What is unintentionally funny in this novel is that the main characters, Ingrid and Freya (and also their mother, a much more minor character here than in the TV show) are witches, yet they never consider casting a spell to deal with their various troubles. Freya needs a spell to get Killian off her ass (literally), and to get her mind off him, yet never once does she consider actually casting one. Ingrid needs an anti-love potion to get her mind off the cop, yet she fails to consider that, too.

Interestingly, in the TV show, the cop is black. In the novel, he's white of Irish descent. I have to ask why someone who is quite evidently of Hispanic ethnic origin would choose to exclude non-white ethnic groups from her novel. I can't recall any character who wasn't a WASP in this novel. I know it's set in a bastion of old white money, but does that mean there can be no Asians, Hispanics, or African-Americans there? If we can't count on non-white writers to bring cultural diversity to their writing we're lost indeed, because white writers are doing a piss-poor job of it.

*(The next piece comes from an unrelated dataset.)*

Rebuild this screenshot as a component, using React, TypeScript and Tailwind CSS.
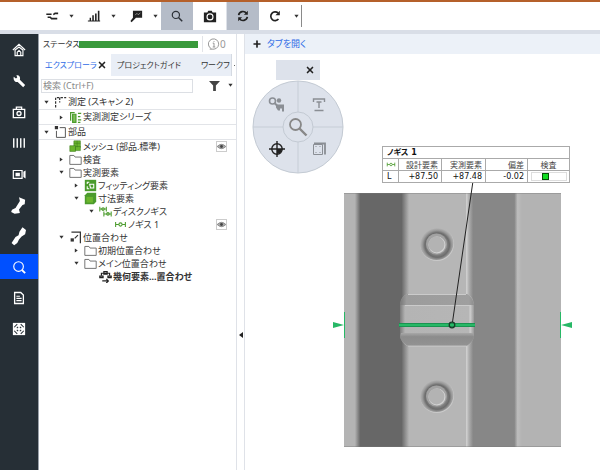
import React from 'react';
import clsx from 'clsx';
import { Plus, X } from 'lucide-react';

const Caret = ({ open = true }) => (
  <svg viewBox="0 0 6 6" className="h-[5px] w-[5px] shrink-0" fill="#333">
    {open ? <path d="M0.5 1h5L3 4.500z" /> : <path d="M1 .5v5l3.500-2.500z" />}
  </svg>
);

const Magnifier = ({ className = '' }) => (
  <svg viewBox="0 0 16 16" className={className} fill="none" stroke="currentColor">
    <circle cx="6.5" cy="6.5" r="4.8" strokeWidth="1.6" />
    <path d="M10 10l5 5" strokeWidth="2" />
  </svg>
);

const toolIcons = {
  align: (
    <g fill="none" stroke="#222" strokeWidth="1.800">
      <path d="M1.500 6h6M9.500 6.500l2-1.500h3.500" />
      <path d="M3 9.500h3l1.500 1.500H14" />
    </g>
  ),
  bars: <path fill="#222" d="M1 13h14v1.4H1zM3 10h1.6v4H3zM6 7h1.8v7H6zM9.2 5H11v9H9.2zM12.4 2h1.8v12h-1.8z" />,
  label: (
    <g>
      <path fill="#222" d="M4.500 2H15v8H8l-5 5-1.4-1.4L4.500 10z" />
      <path d="M7 7l2-2 1.5 1.5L13 4.500" stroke="#ccc" fill="none" strokeWidth=".7" />
    </g>
  ),
  camera: (
    <g>
      <path fill="#222" d="M1 4h4l1-2h4l1 2h4v11H1z" />
      <circle cx="8" cy="9" r="3.4" fill="none" stroke="#fff" strokeWidth="1.3" />
    </g>
  ),
  sync: (
    <g fill="none" stroke="#222" strokeWidth="1.9">
      <path d="M3 7a5 5 0 0 1 9-2M13 9a5 5 0 0 1-9 2" />
      <path d="M13.500 2v4.500H9zM2.500 14V9.500H7z" fill="#222" stroke="none" />
    </g>
  ),
  rotate: (
    <g fill="none" stroke="#222" strokeWidth="1.900">
      <path d="M12 11.500A5 5 0 1 1 11.500 4.500" />
      <path d="M13.500 2v5H8.500z" fill="#222" stroke="none" />
    </g>
  ),
};

const ToolIcon = ({ name }) => (
  <svg viewBox="0 0 16 16" className="h-[14px] w-[14px]">
    {toolIcons[name]}
  </svg>
);

const SplitTool = ({ name, title }) => (
  <div className="flex h-full">
    <button aria-label={title} className="flex w-7 items-center justify-center">
      <ToolIcon name={name} />
    </button>
    <button aria-label={`${title} menu`} className="flex w-[10px] items-center justify-center">
      <Caret />
    </button>
  </div>
);

const Toolbar = () => (
  <header className="border-t-2 border-[#b5602a] bg-white">
    <div className="flex h-7 items-center pl-[38px]">
      <div className="flex h-full gap-1">
        <SplitTool name="align" title="Align" />
        <SplitTool name="bars" title="Chart" />
        <SplitTool name="label" title="Label" />
      </div>
      <button aria-label="Inspect" className="ml-px flex h-full w-8 items-center justify-center bg-[#b5bcc8] text-[#2c3138]">
        <Magnifier className="h-3 w-3" />
      </button>
      <button aria-label="Camera" className="flex h-full w-[33px] items-center justify-center">
        <ToolIcon name="camera" />
      </button>
      <button aria-label="Sync" className="flex h-full w-[33px] items-center justify-center border-l border-[#dde1e8] bg-[#b5bcc8]">
        <ToolIcon name="sync" />
      </button>
      <button aria-label="Recalculate" className="flex h-full w-8 items-center justify-center">
        <ToolIcon name="rotate" />
      </button>
      <button aria-label="Recalculate menu" className="flex h-full w-[10px] items-center justify-center">
        <Caret />
      </button>
      <div className="h-[22px] w-px bg-[#8a8a8a]" />
    </div>
    <div className="h-1 bg-[#d9dee7]" />
  </header>
);

const navItems = [
  {
    title: 'Home',
    icon: <path d="M1 8l7-6.500L15 8M3.500 8v6.500h9V8L8 4.500zM6 14.500v-4L8 8.500l2 2v4" fill="none" stroke="#fff" strokeWidth="1.300" />,
  },
  {
    title: 'Tools',
    icon: <path d="M2 3l2.500 2L6 4 5 1.500C8 1 10 3.500 9 6.500L15 12.500 12.800 15 6.500 9C4 10 1 7 2 3z" fill="#fff" />,
  },
  {
    title: 'Measure',
    icon: (
      <g fill="none" stroke="#fff" strokeWidth="1.5">
        <path d="M1.500 5h13v9.500h-13zM5 5V2.500h6V5" />
        <circle cx="8" cy="9.700" r="2.300" />
        <path d="M8 9h.1" />
      </g>
    ),
  },
  { title: 'Series', icon: <path d="M2 2.500v11M6 2.500v11M10 2.500v11M14 2.500v11" stroke="#fff" strokeWidth="1.600" /> },
  {
    title: 'Record',
    icon: (
      <g>
        <path d="M1.500 4h10v9h-10z" fill="none" stroke="#fff" strokeWidth="1.400" />
        <path d="M4 6.500h5v4H4zM13 5.500L15.500 4v9L13 11.500z" fill="#fff" />
      </g>
    ),
  },
  { title: 'Sensor', icon: <path d="M8-1l7 3-.5 5-2.500 1-4 5 1 4-6 1-4-2 1-2.500 4-2 5-8z" fill="#fff" /> },
  { title: 'Probe', icon: <path d="M12-2l4 3-1 5-4 2.500L8 12l-2 4-3.500 2.500L-.5 16 4 9l3.500-2 1-4z" fill="#fff" /> },
  {
    title: 'Inspection',
    active: true,
    icon: (
      <g fill="none" stroke="#fff">
        <circle cx="7.500" cy="7.500" r="5.500" strokeWidth="1.300" />
        <path d="M11.500 11.500L15 15" strokeWidth="2.200" />
      </g>
    ),
  },
  {
    title: 'Report',
    icon: (
      <g>
        <path d="M3 1.700h7l3 3v9.600H3z" fill="none" stroke="#fff" strokeWidth="1.500" />
        <path d="M5 6h4M5 8.500h6M5 11h6" stroke="#fff" strokeWidth="1.300" />
      </g>
    ),
  },
  {
    title: 'Modules',
    icon: (
      <g>
        <path d="M1 1h14v14H1z" fill="#fff" />
        <path d="M2.500 6L6 2.500M10 2.500L13.500 6M2.500 10L6 13.500M10 13.500l3.500-3.500M5.500 7L7 5.500M9 5.500L10.500 7M5.500 9L7 10.500M9 10.500L10.500 9" stroke="#262f36" strokeWidth="1.200" />
      </g>
    ),
  },
];

const Sidebar = () => (
  <nav className="flex w-[39px] shrink-0 flex-col gap-1.5 border-r border-[#9aa1aa] bg-[#262f36] pt-[3px]">
    {navItems.map((item) => (
      <button
        key={item.title}
        aria-label={item.title}
        className={clsx('flex h-[25px] w-full items-center justify-center', item.active && 'bg-[#0050ff]')}
      >
        <svg viewBox="0 0 16 16" className="h-[14px] w-[14px] overflow-visible">
          {item.icon}
        </svg>
      </button>
    ))}
  </nav>
);

const green = '#4b9b2c';

const treeIcons = {
  scan: <path d="M2 14V2h13M7 2v6" fill="none" stroke="#333" strokeWidth="1.500" strokeDasharray="3 1.500" />,
  series: (
    <g fill="none" stroke={green} strokeWidth="1.500">
      <path d="M2 12V2h5" />
      <path d="M4.500 4h4v10h-4z" fill="#7fc25a" />
      <path d="M11 3h4M11 7h3M11 11h4M11 14h3" />
    </g>
  ),
  part: (
    <g>
      <path d="M7 2h7v12H3V6" fill="none" stroke="#555" strokeWidth="1.200" />
      <path d="M1 0h4v4H1z" fill="#333" />
    </g>
  ),
  mesh: (
    <g fill="#6bb52d" stroke="#3f7f1f" strokeWidth=".7">
      <path d="M6 1h8v8H6z" />
      <path d="M1 7h7v7H1zM8 8h6v5H8z" />
      <path d="M6 4h8M10 1v8" />
    </g>
  ),
  folder: <path d="M1 3h5l1.500 2H15v9H1z" fill="none" stroke="#666" strokeWidth="1.100" />,
  fitting: (
    <g>
      <path d="M1 1h14v14H1z" fill={green} />
      <g fill="none" stroke="#fff" strokeWidth="1.300">
        <path d="M4 6V4h2.500M4 9v3h2.500" />
        <path d="M7 6.500h5v4.500H8z" />
      </g>
    </g>
  ),
  dimension: (
    <g>
      <path d="M1 4l3-3h11v11l-3 3H1z" fill={green} />
      <path d="M3 6h8v7H3z" fill="#6bb52d" />
    </g>
  ),
  disc: (
    <g fill="none" stroke={green} strokeWidth="1.300">
      <path d="M1 2v6M1 5h8M9 2v6M6 8v6M6 11h9M15 8v6" />
      <circle cx="5" cy="5" r="1.600" />
      <circle cx="11" cy="11" r="1.600" />
    </g>
  ),
  caliper: (
    <g fill="none" stroke={green} strokeWidth="1.300">
      <path d="M2 5v6M2 8h4M10 8h4M14 5v6" />
      <circle cx="8" cy="8" r="2" />
    </g>
  ),
  align: (
    <g fill="none" stroke="#333" strokeWidth="1.500">
      <path d="M3 1.500h11V15" />
      <path d="M7 9l4-4" />
      <path d="M2 9h4v4H2z" fill="#333" stroke="none" />
    </g>
  ),
  geometry: (
    <g fill="none" stroke="#222" strokeWidth="1.500">
      <path d="M3 7V4h10v3M6 2h4v3H6z" />
      <path d="M1 7.500h4v2H1zM11 7.500h4v2h-4z" />
      <path d="M4 13.500h7M9 11l2.500 2.500L9 16" />
    </g>
  ),
};

const TreeIcon = ({ name }) => (
  <svg viewBox="0 0 16 16" className="h-[13px] w-[13px] shrink-0">
    {treeIcons[name]}
  </svg>
);

const treeRows = [
  { label: '測定 (スキャン 2)', icon: 'scan', indent: 'pl-[5px]', open: true, group: true },
  { label: '実測測定シリーズ', icon: 'series', indent: 'pl-5', open: false, group: true },
  { label: '部品', icon: 'part', indent: 'pl-[5px]', open: true, group: true },
  { label: 'メッシュ (部品.標準)', icon: 'mesh', indent: 'pl-5', eye: true },
  { label: '検査', icon: 'folder', indent: 'pl-5', open: false },
  { label: '実測要素', icon: 'folder', indent: 'pl-5', open: true },
  { label: 'フィッティング要素', icon: 'fitting', indent: 'pl-[35px]', open: false },
  { label: '寸法要素', icon: 'dimension', indent: 'pl-[35px]', open: true },
  { label: 'ディスクノギス', icon: 'disc', indent: 'pl-[50px]', open: true },
  { label: 'ノギス 1', icon: 'caliper', indent: 'pl-[65px]', eye: true },
  { label: '位置合わせ', icon: 'align', indent: 'pl-5', open: true },
  { label: '初期位置合わせ', icon: 'folder', indent: 'pl-[35px]', open: false },
  { label: 'メイン位置合わせ', icon: 'folder', indent: 'pl-[35px]', open: true },
  { label: '幾何要素...置合わせ', icon: 'geometry', indent: 'pl-[50px]', bold: true },
];

const EyeButton = () => (
  <button aria-label="Visibility" className="mr-[9px] ml-auto flex h-[11px] w-[11px] items-center justify-center border border-[#ccc]">
    <svg viewBox="0 0 10 8" className="h-[7px] w-[9px]">
      <path d="M0 4q5-5 10 0q-5 5-10 0z" fill="#aaa" stroke="#777" strokeWidth=".8" />
      <circle cx="5" cy="4" r="1.600" fill="#444" />
    </svg>
  </button>
);

const Tree = () => (
  <ul>
    {treeRows.map((row) => (
      <li
        key={row.label}
        className={clsx(
          'flex items-center text-[9px] whitespace-nowrap',
          row.indent,
          row.group ? 'h-[15px] border-b border-[#e2e4e8]' : 'h-[13px]',
          row.bold && 'font-bold'
        )}
      >
        <span className="mr-[5px] flex w-[5px]">{row.open !== undefined && <Caret open={row.open} />}</span>
        <TreeIcon name={row.icon} />
        <span className="ml-px">{row.label}</span>
        {row.eye && <EyeButton />}
      </li>
    ))}
  </ul>
);

const Explorer = () => (
  <aside className="w-[198px] shrink-0 border-r border-[#dfe2e8] bg-white">
    <div className="flex h-5 items-center pl-1">
      <span className="w-9 shrink-0 text-[8px] whitespace-nowrap">ステータス</span>
      <div className="h-[7px] w-[119px] shrink-0 bg-[#3a9a3c]" />
      <div className="ml-1 flex h-4 items-center border-l border-[#e2e4e8] pl-[5px] text-[10px] text-[#999]">
        <svg viewBox="0 0 14 14" className="h-3 w-3" fill="none" stroke="#888">
          <path d="M4 12.500A6 6 0 1 1 7 13H2M7 6v4.500M5.500 6H7M5.500 10.500h3M7 3.500v1" />
        </svg>
        0
      </div>
    </div>
    <div role="tablist" className="flex h-[22px] items-stretch bg-[#e9eef6] text-[8px] whitespace-nowrap">
      <button role="tab" aria-selected="true" className="flex w-[72px] shrink-0 items-center justify-between bg-white pr-1 pl-1.5 text-[#2e6be6]">
        エクスプローラ
        <X className="h-[10px] w-[10px] shrink-0 text-[#222]" strokeWidth={4} />
      </button>
      <button role="tab" aria-selected="false" className="w-[84px] shrink-0 pl-1.5 text-left">
        プロジェクトガイド
      </button>
      <button role="tab" aria-selected="false" className="w-9 shrink-0 pl-1.5 text-left">
        ワークフ
      </button>
      <button aria-label="More tabs" className="flex grow items-center justify-center border-l border-[#d5dae2] bg-white">
        <span className="h-px w-px bg-[#666]" />
      </button>
    </div>
    <div className="flex h-[19px] items-center pl-0.5">
      <input
        aria-label="検索"
        placeholder="検索 (Ctrl+F)"
        className="h-[14px] w-[152px] border border-[#dcdfe4] px-px text-[9px] placeholder:text-[#888]"
      />
      <button aria-label="Filter" className="ml-4 flex items-center gap-2">
        <svg viewBox="0 0 12 12" className="h-[11px] w-[11px]" fill="#444">
          <path d="M0 1h12L7.500 6v6h-3V6z" />
        </svg>
        <Caret />
      </button>
    </div>
    <Tree />
  </aside>
);

const RadialMenu = () => (
  <svg viewBox="0 0 92 94" className="absolute top-[26px] left-[7px] h-[94px] w-[92px]" fill="none">
    <ellipse cx="46" cy="47" rx="45" ry="46" fill="#dde2eb" stroke="#c3cad3" />
    <path d="M46 1v92M1 47h90" stroke="#c6cdd6" />
    <circle cx="46" cy="47" r="15" fill="#dde2eb" stroke="#c3cad3" />
    <g stroke="#888">
      <circle cx="43.500" cy="44.500" r="5.500" strokeWidth="1.800" />
      <path d="M47.500 48.500l7 7" strokeWidth="2.400" />
    </g>
    <g stroke="#8a8e94">
      <circle cx="20.500" cy="21" r="3" strokeWidth="1.600" />
      <path d="M22.500 23l3 3" strokeWidth="2" />
      <circle cx="27" cy="20.500" r="2.200" fill="#8a8e94" stroke="none" />
      <path d="M24 24.500h8v7h-2v-3h-2v2h-2l-2-3z" fill="#8a8e94" stroke="none" />
    </g>
    <path d="M61.500 22v-3h11v3M67 22v6M64.500 22h5M62.500 30.500h9" stroke="#8a8e94" strokeWidth="1.400" />
    <circle cx="25" cy="69" r="5.200" stroke="#222" strokeWidth="1.400" />
    <path d="M25 69v5a5 5 0 0 0 5-5z" fill="#222" />
    <path d="M25 61v16M17 69h16" stroke="#222" strokeWidth="1.400" />
    <path d="M61.500 64.500h9v10h-9z" stroke="#8a8e94" />
    <path d="M62 63.500h11v11" stroke="#8a8e94" strokeWidth="1.800" />
    <path d="M63.500 66.500h1M67.500 66.500h1M63.500 72.500h1M67.500 72.500h1" stroke="#8a8e94" />
  </svg>
);

const Hole = ({ cy }) => (
  <g>
    <circle cx="437" cy={cy + 1} r="17" fill="#cacaca" />
    <circle cx="436.500" cy={cy} r="17" fill="url(#rim)" />
    <circle cx="436.500" cy={cy + 1} r="10.500" fill="#a2a2a2" />
    <circle cx="437" cy={cy + 2} r="8.500" fill="#d4d4d4" />
    <circle cx="436.500" cy={cy + 1.5} r="7.900" fill="#b3b3b3" />
  </g>
);

// scanned sheet metal part with the caliper section and its leader line
const PartModel = () => (
  <svg viewBox="332 181 242 268" className="absolute top-[127px] left-[87px] h-[268px] w-[242px]">
    <defs>
      <linearGradient id="surface" gradientUnits="userSpaceOnUse" x1="344" x2="561" y1="0" y2="0">
        <stop offset="0" stopColor="#b4b4b4" />
        <stop offset=".05" stopColor="#b4b4b4" />
        <stop offset=".075" stopColor="#676767" />
        <stop offset=".265" stopColor="#676767" />
        <stop offset=".3" stopColor="#b6b6b6" />
        <stop offset=".56" stopColor="#b6b6b6" />
        <stop offset=".565" stopColor="#d0d0d0" />
        <stop offset=".575" stopColor="#b0b0b0" />
        <stop offset=".595" stopColor="#878787" />
        <stop offset=".785" stopColor="#878787" />
        <stop offset=".8" stopColor="#bdbdbd" />
        <stop offset=".82" stopColor="#b3b3b3" />
        <stop offset="1" stopColor="#b3b3b3" />
      </linearGradient>
      <linearGradient id="bump" gradientUnits="userSpaceOnUse" x1="399" x2="475" y1="0" y2="0">
        <stop offset="0" stopColor="#707070" />
        <stop offset=".08" stopColor="#b4b4b4" />
        <stop offset=".92" stopColor="#b6b6b6" />
        <stop offset=".935" stopColor="#cfcfcf" />
        <stop offset="1" stopColor="#898989" />
      </linearGradient>
      <linearGradient id="upperStep" gradientUnits="userSpaceOnUse" x1="399" x2="475" y1="0" y2="0">
        <stop offset="0" stopColor="#727272" />
        <stop offset=".1" stopColor="#9c9c9c" />
        <stop offset=".92" stopColor="#9f9f9f" />
        <stop offset="1" stopColor="#8a8a8a" />
      </linearGradient>
      <linearGradient id="lowerStep" x1="0" x2="0" y1="0" y2="1">
        <stop offset="0" stopColor="#a8a8a8" />
        <stop offset=".3" stopColor="#8c8c8c" />
        <stop offset="1" stopColor="#929292" />
      </linearGradient>
      <radialGradient id="rim" cx=".52" cy=".56" r=".5">
        <stop offset=".55" stopColor="#868686" />
        <stop offset=".72" stopColor="#6c6c6c" />
        <stop offset=".86" stopColor="#999" />
        <stop offset="1" stopColor="#b6b6b6" />
      </radialGradient>
    </defs>
    <path d="M344 193h217v254H344z" fill="url(#surface)" />
    <path d="M344 193.500h217M344 446.500h217" stroke="#777" strokeOpacity=".4" />
    <path d="M400 303q1-6 7-9h60q6 3 7 9v34q-1 5-7 9h-60q-6-4-7-9z" fill="url(#bump)" />
    <path d="M400 305q1-8 7-11h60q6 3 7 11z" fill="url(#upperStep)" />
    <path d="M408 294.500h58M405 305.500h66M408 346h58" stroke="#cbcbcb" />
    <path d="M401 333h72l1 4q-1 5-7 8.500h-60q-6-4-7-8.500z" fill="url(#lowerStep)" />
    <Hole cy={243} />
    <Hole cy={395} />
    <path d="M399 323h76v4h-76z" fill="#27b866" />
    <path d="M399 323.500h76M399 326.500h76" stroke="#168348" strokeOpacity=".7" />
    <path d="M473 181L452.500 322" stroke="#222" fill="none" />
    <circle cx="452" cy="325" r="2.800" fill="none" stroke="#173d28" strokeWidth="1.300" />
    <path d="M333 322l11 3-11 3zM572 322l-11 3 11 3z" fill="#27b866" />
    <path d="M344.500 312v26M560.500 312v26" stroke="#27b866" />
  </svg>
);

const CaliperTable = () => (
  <table className="absolute top-[92px] left-[137px] w-[187px] table-fixed border-collapse border border-[#aaa] bg-white text-[8px] leading-[11px]">
    <colgroup>
      <col className="w-4" />
      <col className="w-[43px]" />
      <col className="w-11" />
      <col className="w-[42px]" />
      <col className="w-[42px]" />
    </colgroup>
    <tbody>
      <tr className="h-3 border-b border-[#aaa]">
        <th colSpan={5} className="px-1 text-left font-['DejaVu_Sans','Noto_Sans_CJK_JP',sans-serif] font-bold text-[#111]">
          ノギス 1
        </th>
      </tr>
      <tr className="h-3 border-b border-[#aaa] text-[#444]">
        <td className="border-r border-[#aaa]">
          <div className="flex justify-center">
            <svg viewBox="0 4 16 8" className="h-[5px] w-[10px]">
              {treeIcons.caliper}
            </svg>
          </div>
        </td>
        <th className="border-r border-[#aaa] pr-[3px] text-right font-normal">設計要素</th>
        <th className="border-r border-[#aaa] pr-[3px] text-right font-normal">実測要素</th>
        <th className="border-r border-[#aaa] pr-[3px] text-right font-normal">偏差</th>
        <th className="text-center font-normal">検査</th>
      </tr>
      <tr className="h-[11px] font-['DejaVu_Sans',sans-serif] text-[#111]">
        <td className="border-r border-[#aaa] pl-1">L</td>
        <td className="border-r border-[#aaa] pr-[3px] text-right">+87.50</td>
        <td className="border-r border-[#aaa] pr-[3px] text-right">+87.48</td>
        <td className="border-r border-[#aaa] pr-[3px] text-right">-0.02</td>
        <td>
          <div className="mx-auto flex h-[9px] w-9 items-center border border-[#ddd] pl-2.5">
            <div className="h-[7px] w-[7px] border border-[#064d06] bg-[#11dd22]" />
          </div>
        </td>
      </tr>
    </tbody>
  </table>
);

const Workspace = () => (
  <main className="flex min-w-0 grow flex-col border-l border-[#dfe2e8] bg-white">
    <div className="flex h-5 items-center bg-[#ecf1f8] pl-[7px] text-[9px]">
      <button className="flex items-center gap-[5px] text-[#2e6be6]">
        <Plus className="h-[10px] w-[10px] text-[#222]" strokeWidth={4} />
        タブを開く
      </button>
    </div>
    <div className="relative grow">
      <div className="absolute top-[6px] left-[31px] flex h-5 w-11 items-center justify-end bg-[#dde2eb] pr-[5px]">
        <button aria-label="Close">
          <X className="h-[10px] w-[10px] text-[#222]" strokeWidth={4} />
        </button>
      </div>
      <RadialMenu />
      <PartModel />
      <CaliperTable />
    </div>
  </main>
);

const App = () => {
  return (
    <div className="flex min-h-screen flex-col overflow-hidden bg-white font-['Noto_Sans','Noto_Sans_CJK_JP',sans-serif] text-[#333] [font-feature-settings:'palt']">
      <Toolbar />
      <div className="flex grow">
        <Sidebar />
        <Explorer />
        <button aria-label="Collapse panel" className="flex w-[7px] items-center justify-center pt-[165px]">
          <svg viewBox="0 0 4 6" className="h-[6px] w-1" fill="#222">
            <path d="M4 0v6L0 3z" />
          </svg>
        </button>
        <Workspace />
      </div>
    </div>
  );
};

export default App;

In the TV show, the writers wisely chose to inject humor, and to exclude the more asinine and pandering aspects of witchery - flying on broomsticks, for example, or bringing in vampires and zombies, but the novel has all of these cheap toys. Joanna flies on a broomstick, Freya turns into a cat, there are vampires, and zombies are at least mentioned. Cauldrons and wands make an appearance or get a mention. Norse mythology plays a crucial role in the plot (so-called) so it's pretty pathetic for something which began so well and avoided these pitfalls, to suddenly end-up with everything being tossed into the pot.

The writing deteriorates so badly that towards the end, Joanna, Ingrid, and Freya are brought into the police station to be questioned about their employment of witchcraft! I am serious. They're actually in danger of being charged with casting spells on people. That's how awful this is. YA disguised as adult.

I cannot recommend this god-awful trash. Watch the TV show instead. You'll get much more out of it.